Wherever the word "screenshot" shows up in a line, please copy that line.

##########

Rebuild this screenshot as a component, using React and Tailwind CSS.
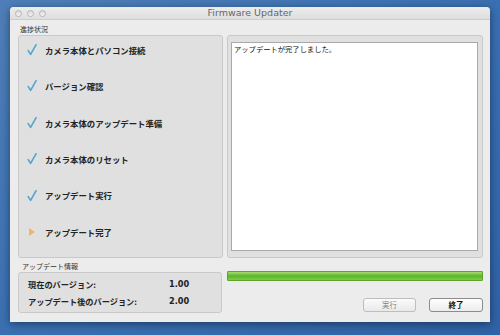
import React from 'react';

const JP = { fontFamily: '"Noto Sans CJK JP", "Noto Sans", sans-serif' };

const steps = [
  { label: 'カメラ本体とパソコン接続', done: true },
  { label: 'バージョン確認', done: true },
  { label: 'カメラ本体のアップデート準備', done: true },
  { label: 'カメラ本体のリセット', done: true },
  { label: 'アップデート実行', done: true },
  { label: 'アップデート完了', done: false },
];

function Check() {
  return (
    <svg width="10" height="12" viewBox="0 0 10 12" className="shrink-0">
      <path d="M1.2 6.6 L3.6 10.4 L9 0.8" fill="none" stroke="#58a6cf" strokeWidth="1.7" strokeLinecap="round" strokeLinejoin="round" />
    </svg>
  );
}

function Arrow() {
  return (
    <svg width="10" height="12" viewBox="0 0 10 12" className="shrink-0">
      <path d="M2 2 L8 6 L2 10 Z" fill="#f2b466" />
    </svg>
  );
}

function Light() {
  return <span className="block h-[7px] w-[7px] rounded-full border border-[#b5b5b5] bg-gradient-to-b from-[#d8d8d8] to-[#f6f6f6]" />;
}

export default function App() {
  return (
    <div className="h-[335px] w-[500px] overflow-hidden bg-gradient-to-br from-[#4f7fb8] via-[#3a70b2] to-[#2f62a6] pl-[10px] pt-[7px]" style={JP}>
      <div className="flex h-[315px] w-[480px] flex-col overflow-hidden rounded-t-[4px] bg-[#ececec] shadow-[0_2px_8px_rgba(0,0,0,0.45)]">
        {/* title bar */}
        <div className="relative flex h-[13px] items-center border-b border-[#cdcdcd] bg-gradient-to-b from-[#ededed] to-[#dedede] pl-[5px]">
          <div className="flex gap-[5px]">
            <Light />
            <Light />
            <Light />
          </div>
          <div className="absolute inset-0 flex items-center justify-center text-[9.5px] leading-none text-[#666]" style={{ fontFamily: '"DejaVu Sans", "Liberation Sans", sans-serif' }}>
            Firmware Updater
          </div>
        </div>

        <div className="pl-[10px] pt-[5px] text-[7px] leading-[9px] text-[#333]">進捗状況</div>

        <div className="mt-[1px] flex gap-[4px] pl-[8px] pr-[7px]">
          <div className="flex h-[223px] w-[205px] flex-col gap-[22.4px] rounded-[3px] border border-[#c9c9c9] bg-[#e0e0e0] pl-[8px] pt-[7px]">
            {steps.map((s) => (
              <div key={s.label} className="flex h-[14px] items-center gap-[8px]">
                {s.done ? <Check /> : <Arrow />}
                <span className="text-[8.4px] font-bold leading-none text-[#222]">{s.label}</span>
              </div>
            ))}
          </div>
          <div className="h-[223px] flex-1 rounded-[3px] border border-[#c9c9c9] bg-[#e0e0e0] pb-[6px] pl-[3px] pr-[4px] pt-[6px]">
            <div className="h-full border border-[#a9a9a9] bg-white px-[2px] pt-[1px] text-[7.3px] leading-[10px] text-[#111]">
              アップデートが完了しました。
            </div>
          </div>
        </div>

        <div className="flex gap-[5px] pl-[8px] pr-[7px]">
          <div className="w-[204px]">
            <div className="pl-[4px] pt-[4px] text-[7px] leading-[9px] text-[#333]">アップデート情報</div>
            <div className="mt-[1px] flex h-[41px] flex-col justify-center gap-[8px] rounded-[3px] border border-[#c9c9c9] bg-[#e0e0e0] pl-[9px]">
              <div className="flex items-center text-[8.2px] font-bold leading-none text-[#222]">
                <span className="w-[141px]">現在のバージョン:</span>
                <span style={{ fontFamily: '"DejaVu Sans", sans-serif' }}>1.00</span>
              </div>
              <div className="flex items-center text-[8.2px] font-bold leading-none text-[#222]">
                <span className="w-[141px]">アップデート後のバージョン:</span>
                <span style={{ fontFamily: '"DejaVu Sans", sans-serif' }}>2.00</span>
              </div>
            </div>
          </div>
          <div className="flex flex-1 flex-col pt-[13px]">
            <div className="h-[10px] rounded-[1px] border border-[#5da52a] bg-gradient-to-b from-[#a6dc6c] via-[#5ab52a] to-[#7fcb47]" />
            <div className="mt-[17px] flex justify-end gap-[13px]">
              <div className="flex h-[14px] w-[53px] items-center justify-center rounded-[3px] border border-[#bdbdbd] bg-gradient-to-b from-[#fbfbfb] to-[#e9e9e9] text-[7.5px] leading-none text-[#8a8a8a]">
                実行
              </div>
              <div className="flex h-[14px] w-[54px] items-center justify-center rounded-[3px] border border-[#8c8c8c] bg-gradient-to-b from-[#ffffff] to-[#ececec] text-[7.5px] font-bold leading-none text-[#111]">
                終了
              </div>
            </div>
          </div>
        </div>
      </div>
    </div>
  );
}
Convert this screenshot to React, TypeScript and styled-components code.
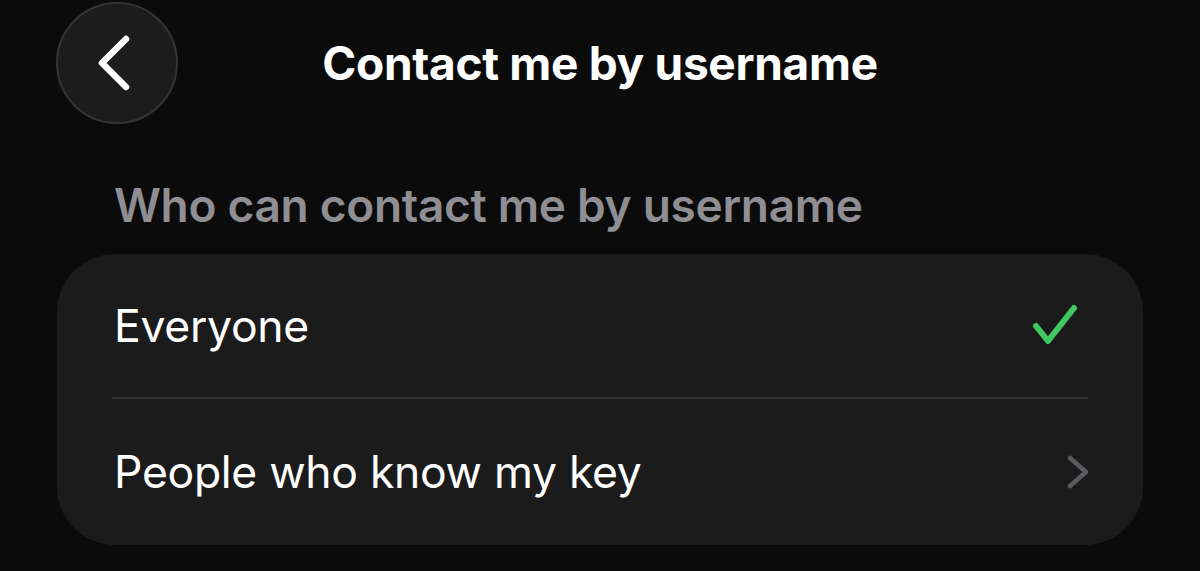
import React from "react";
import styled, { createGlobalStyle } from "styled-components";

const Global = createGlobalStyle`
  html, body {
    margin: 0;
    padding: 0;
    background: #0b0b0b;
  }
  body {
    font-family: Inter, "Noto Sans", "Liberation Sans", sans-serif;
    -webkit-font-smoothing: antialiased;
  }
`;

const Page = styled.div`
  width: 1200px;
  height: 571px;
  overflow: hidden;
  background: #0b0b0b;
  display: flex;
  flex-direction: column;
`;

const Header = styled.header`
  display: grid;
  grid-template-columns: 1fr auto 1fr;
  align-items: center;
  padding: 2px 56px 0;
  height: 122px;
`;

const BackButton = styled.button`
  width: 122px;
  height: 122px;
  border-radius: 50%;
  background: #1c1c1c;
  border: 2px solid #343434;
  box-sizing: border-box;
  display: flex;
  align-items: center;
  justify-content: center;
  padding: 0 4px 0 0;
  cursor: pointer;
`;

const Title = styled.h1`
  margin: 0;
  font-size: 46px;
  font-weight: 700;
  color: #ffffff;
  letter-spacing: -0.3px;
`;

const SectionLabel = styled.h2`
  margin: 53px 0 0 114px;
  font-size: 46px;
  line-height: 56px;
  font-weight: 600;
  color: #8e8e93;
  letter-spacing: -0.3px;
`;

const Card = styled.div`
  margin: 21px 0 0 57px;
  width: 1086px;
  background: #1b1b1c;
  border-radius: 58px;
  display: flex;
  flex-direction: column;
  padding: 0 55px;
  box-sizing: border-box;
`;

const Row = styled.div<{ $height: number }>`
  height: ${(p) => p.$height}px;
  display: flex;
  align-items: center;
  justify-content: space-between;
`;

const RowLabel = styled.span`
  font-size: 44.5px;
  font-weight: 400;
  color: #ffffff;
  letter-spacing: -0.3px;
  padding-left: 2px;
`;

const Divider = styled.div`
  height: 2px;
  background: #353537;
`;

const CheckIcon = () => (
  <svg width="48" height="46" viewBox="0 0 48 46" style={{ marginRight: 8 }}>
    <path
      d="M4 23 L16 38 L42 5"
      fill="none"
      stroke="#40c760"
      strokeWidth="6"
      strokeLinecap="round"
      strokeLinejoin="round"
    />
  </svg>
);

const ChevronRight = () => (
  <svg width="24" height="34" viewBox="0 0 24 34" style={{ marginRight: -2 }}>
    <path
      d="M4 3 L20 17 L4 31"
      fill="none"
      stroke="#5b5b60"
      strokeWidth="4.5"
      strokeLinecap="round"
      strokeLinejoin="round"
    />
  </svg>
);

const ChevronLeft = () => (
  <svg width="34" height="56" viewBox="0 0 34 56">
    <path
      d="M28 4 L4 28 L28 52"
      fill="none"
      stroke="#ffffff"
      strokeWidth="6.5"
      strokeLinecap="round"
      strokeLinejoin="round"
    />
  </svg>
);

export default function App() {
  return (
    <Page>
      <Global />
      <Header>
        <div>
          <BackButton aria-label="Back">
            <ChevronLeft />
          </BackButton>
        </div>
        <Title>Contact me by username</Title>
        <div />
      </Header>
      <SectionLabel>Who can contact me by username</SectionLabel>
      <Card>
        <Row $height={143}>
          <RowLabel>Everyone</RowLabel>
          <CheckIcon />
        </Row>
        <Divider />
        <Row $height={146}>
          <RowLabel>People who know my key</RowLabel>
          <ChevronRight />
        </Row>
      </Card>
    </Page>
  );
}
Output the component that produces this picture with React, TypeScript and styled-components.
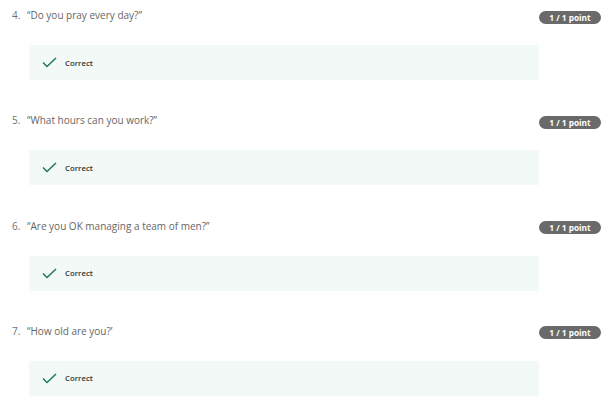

##########

§ TASK ANSWER:
Rebuild this screenshot as a component, using React and Tailwind CSS.
Convert this screenshot to React, TypeScript and styled-components code.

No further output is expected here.